REQUIREMENTS
Leave out every picture, then transcribe the rest of the listing exactly.

----

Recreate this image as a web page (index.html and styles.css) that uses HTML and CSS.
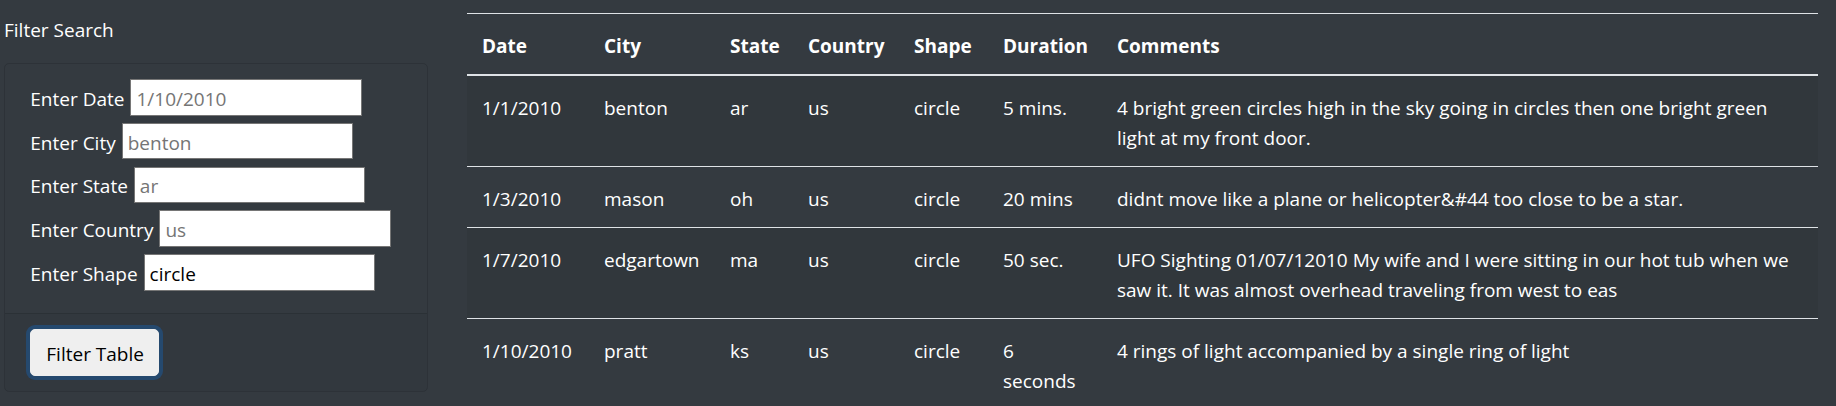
FILE: index.html
```html
<!DOCTYPE html>
<html lang="en">
<head>
<meta charset="utf-8">
<title>UFO Sightings</title>
<link rel="stylesheet" href="styles.css">
</head>
<body>
<div class="page">
  <aside class="sidebar">
    <div class="sidebar-title">Filter Search</div>
    <form class="card">
      <div class="card-body">
        <div class="field"><label for="datetime">Enter Date</label><input class="in-date" id="datetime" type="text" placeholder="1/10/2010"></div>
        <div class="field"><label for="city">Enter City</label><input id="city" type="text" placeholder="benton"></div>
        <div class="field"><label for="state">Enter State</label><input id="state" type="text" placeholder="ar"></div>
        <div class="field"><label for="country">Enter Country</label><input id="country" type="text" placeholder="us"></div>
        <div class="field"><label for="shape">Enter Shape</label><input id="shape" type="text" value="circle"></div>
      </div>
      <div class="card-footer">
        <button class="btn" type="button">Filter Table</button>
      </div>
    </form>
  </aside>
  <main class="content">
    <table class="ufo-table">
      <colgroup>
        <col class="c-date"><col class="c-city"><col class="c-state"><col class="c-country"><col class="c-shape"><col class="c-duration"><col class="c-comments">
      </colgroup>
      <thead>
        <tr><th>Date</th><th>City</th><th>State</th><th>Country</th><th>Shape</th><th>Duration</th><th>Comments</th></tr>
      </thead>
      <tbody>
        <tr><td>1/1/2010</td><td>benton</td><td>ar</td><td>us</td><td>circle</td><td>5 mins.</td><td>4 bright green circles high in the sky going in circles then one bright green light at my front door.</td></tr>
        <tr><td>1/3/2010</td><td>mason</td><td>oh</td><td>us</td><td>circle</td><td>20 mins</td><td>didnt move like a plane or helicopter&amp;#44 too close to be a star.</td></tr>
        <tr><td>1/7/2010</td><td>edgartown</td><td>ma</td><td>us</td><td>circle</td><td>50 sec.</td><td>UFO Sighting 01/07/12010 My wife and I were sitting in our hot tub when we saw it. It was almost overhead traveling from west to eas</td></tr>
        <tr><td>1/10/2010</td><td>pratt</td><td>ks</td><td>us</td><td>circle</td><td>6 seconds</td><td>4 rings of light accompanied by a single ring of light</td></tr>
      </tbody>
    </table>
  </main>
</div>
</body>
</html>
```
FILE: styles.css
```css
html, body {
  margin: 0;
  padding: 0;
}
body {
  background: #343a40;
  color: #fff;
  font-family: "Open Sans", "Noto Sans", Arial, sans-serif;
  font-size: 19px;
  line-height: 30px;
}
.page {
  display: flex;
  align-items: flex-start;
}
.sidebar {
  width: 424px;
  margin-left: 4px;
  padding-top: 13px;
  flex: none;
}
.sidebar-title {
  height: 28.5px;
  padding-top: 1.5px;
  line-height: 30px;
  margin-bottom: 20px;
}
.card {
  margin: 0;
  border: 1px solid rgba(0, 0, 0, 0.125);
  border-radius: 5px;
  overflow: hidden;
}
.card-body {
  padding: 11.5px 25px 19px 25.3px;
}
.field {
  display: flex;
  align-items: center;
  gap: 6px;
  height: 43.75px;
}
.field label {
  white-space: nowrap;
  padding-top: 3px;
}
.field input {
  box-sizing: border-box;
  width: 231.5px;
  height: 36.5px;
  border: 1px solid #767676;
  border-radius: 0;
  padding: 3px 5px 0;
  margin: 0;
  background: #fff;
  color: #000;
  font-family: "Open Sans", "Noto Sans", Arial, sans-serif;
  font-size: 19px;
  outline: none;
}
.field input::placeholder {
  color: #757575;
  opacity: 1;
}
.card-footer {
  border-top: 1px solid rgba(0, 0, 0, 0.125);
  background: rgba(0, 0, 0, 0.03);
  padding: 15px 25px 15px 25.3px;
}
.btn {
  display: block;
  box-sizing: border-box;
  height: 46.7px;
  padding: 3px 14px 0 15px;
  border: 1px solid #efefef;
  border-radius: 5px;
  background: #efefef;
  color: #000;
  font-family: "Open Sans", "Noto Sans", Arial, sans-serif;
  font-size: 19px;
  line-height: 30px;
  box-shadow: 0 0 0 4px rgba(0, 123, 255, 0.25);
  cursor: pointer;
}
.content {
  margin-left: 39px;
  width: 1351px;
  flex: none;
  padding-top: 13px;
}
.ufo-table {
  width: 100%;
  table-layout: fixed;
  border-collapse: collapse;
  color: #fff;
}
.c-date { width: 122px; }
.c-city { width: 126px; }
.c-state { width: 78px; }
.c-country { width: 106px; }
.c-shape { width: 89px; }
.c-duration { width: 114px; }
.ufo-table th,
.ufo-table td {
  padding: 16.5px 15px 13.5px;
  text-align: left;
  vertical-align: top;
  border-top: 1px solid #dee2e6;
}
.ufo-table th {
  font-weight: 700;
  border-bottom: 2px solid #dee2e6;
}
.ufo-table tbody tr:nth-child(odd) {
  background: rgba(0, 0, 0, 0.05);
}
```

----

WRITTEN RESPONSE
Recreate this image as a web page (index.html and styles.css) that uses HTML and CSS.
FILE: index.html
```html
<!DOCTYPE html>
<html lang="en">
<head>
<meta charset="utf-8">
<title>UFO Sightings</title>
<link rel="stylesheet" href="styles.css">
</head>
<body>
<div class="page">
  <aside class="sidebar">
    <div class="sidebar-title">Filter Search</div>
    <form class="card">
      <div class="card-body">
        <div class="field"><label for="datetime">Enter Date</label><input class="in-date" id="datetime" type="text" placeholder="1/10/2010"></div>
        <div class="field"><label for="city">Enter City</label><input id="city" type="text" placeholder="benton"></div>
        <div class="field"><label for="state">Enter State</label><input id="state" type="text" placeholder="ar"></div>
        <div class="field"><label for="country">Enter Country</label><input id="country" type="text" placeholder="us"></div>
        <div class="field"><label for="shape">Enter Shape</label><input id="shape" type="text" value="circle"></div>
      </div>
      <div class="card-footer">
        <button class="btn" type="button">Filter Table</button>
      </div>
    </form>
  </aside>
  <main class="content">
    <table class="ufo-table">
      <colgroup>
        <col class="c-date"><col class="c-city"><col class="c-state"><col class="c-country"><col class="c-shape"><col class="c-duration"><col class="c-comments">
      </colgroup>
      <thead>
        <tr><th>Date</th><th>City</th><th>State</th><th>Country</th><th>Shape</th><th>Duration</th><th>Comments</th></tr>
      </thead>
      <tbody>
        <tr><td>1/1/2010</td><td>benton</td><td>ar</td><td>us</td><td>circle</td><td>5 mins.</td><td>4 bright green circles high in the sky going in circles then one bright green light at my front door.</td></tr>
        <tr><td>1/3/2010</td><td>mason</td><td>oh</td><td>us</td><td>circle</td><td>20 mins</td><td>didnt move like a plane or helicopter&amp;#44 too close to be a star.</td></tr>
        <tr><td>1/7/2010</td><td>edgartown</td><td>ma</td><td>us</td><td>circle</td><td>50 sec.</td><td>UFO Sighting 01/07/12010 My wife and I were sitting in our hot tub when we saw it. It was almost overhead traveling from west to eas</td></tr>
        <tr><td>1/10/2010</td><td>pratt</td><td>ks</td><td>us</td><td>circle</td><td>6 seconds</td><td>4 rings of light accompanied by a single ring of light</td></tr>
      </tbody>
    </table>
  </main>
</div>
</body>
</html>
```
FILE: styles.css
```css
html, body {
  margin: 0;
  padding: 0;
}
body {
  background: #343a40;
  color: #fff;
  font-family: "Open Sans", "Noto Sans", Arial, sans-serif;
  font-size: 19px;
  line-height: 30px;
}
.page {
  display: flex;
  align-items: flex-start;
}
.sidebar {
  width: 424px;
  margin-left: 4px;
  padding-top: 13px;
  flex: none;
}
.sidebar-title {
  height: 28.5px;
  padding-top: 1.5px;
  line-height: 30px;
  margin-bottom: 20px;
}
.card {
  margin: 0;
  border: 1px solid rgba(0, 0, 0, 0.125);
  border-radius: 5px;
  overflow: hidden;
}
.card-body {
  padding: 11.5px 25px 19px 25.3px;
}
.field {
  display: flex;
  align-items: center;
  gap: 6px;
  height: 43.75px;
}
.field label {
  white-space: nowrap;
  padding-top: 3px;
}
.field input {
  box-sizing: border-box;
  width: 231.5px;
  height: 36.5px;
  border: 1px solid #767676;
  border-radius: 0;
  padding: 3px 5px 0;
  margin: 0;
  background: #fff;
  color: #000;
  font-family: "Open Sans", "Noto Sans", Arial, sans-serif;
  font-size: 19px;
  outline: none;
}
.field input::placeholder {
  color: #757575;
  opacity: 1;
}
.card-footer {
  border-top: 1px solid rgba(0, 0, 0, 0.125);
  background: rgba(0, 0, 0, 0.03);
  padding: 15px 25px 15px 25.3px;
}
.btn {
  display: block;
  box-sizing: border-box;
  height: 46.7px;
  padding: 3px 14px 0 15px;
  border: 1px solid #efefef;
  border-radius: 5px;
  background: #efefef;
  color: #000;
  font-family: "Open Sans", "Noto Sans", Arial, sans-serif;
  font-size: 19px;
  line-height: 30px;
  box-shadow: 0 0 0 4px rgba(0, 123, 255, 0.25);
  cursor: pointer;
}
.content {
  margin-left: 39px;
  width: 1351px;
  flex: none;
  padding-top: 13px;
}
.ufo-table {
  width: 100%;
  table-layout: fixed;
  border-collapse: collapse;
  color: #fff;
}
.c-date { width: 122px; }
.c-city { width: 126px; }
.c-state { width: 78px; }
.c-country { width: 106px; }
.c-shape { width: 89px; }
.c-duration { width: 114px; }
.ufo-table th,
.ufo-table td {
  padding: 16.5px 15px 13.5px;
  text-align: left;
  vertical-align: top;
  border-top: 1px solid #dee2e6;
}
.ufo-table th {
  font-weight: 700;
  border-bottom: 2px solid #dee2e6;
}
.ufo-table tbody tr:nth-child(odd) {
  background: rgba(0, 0, 0, 0.05);
}
```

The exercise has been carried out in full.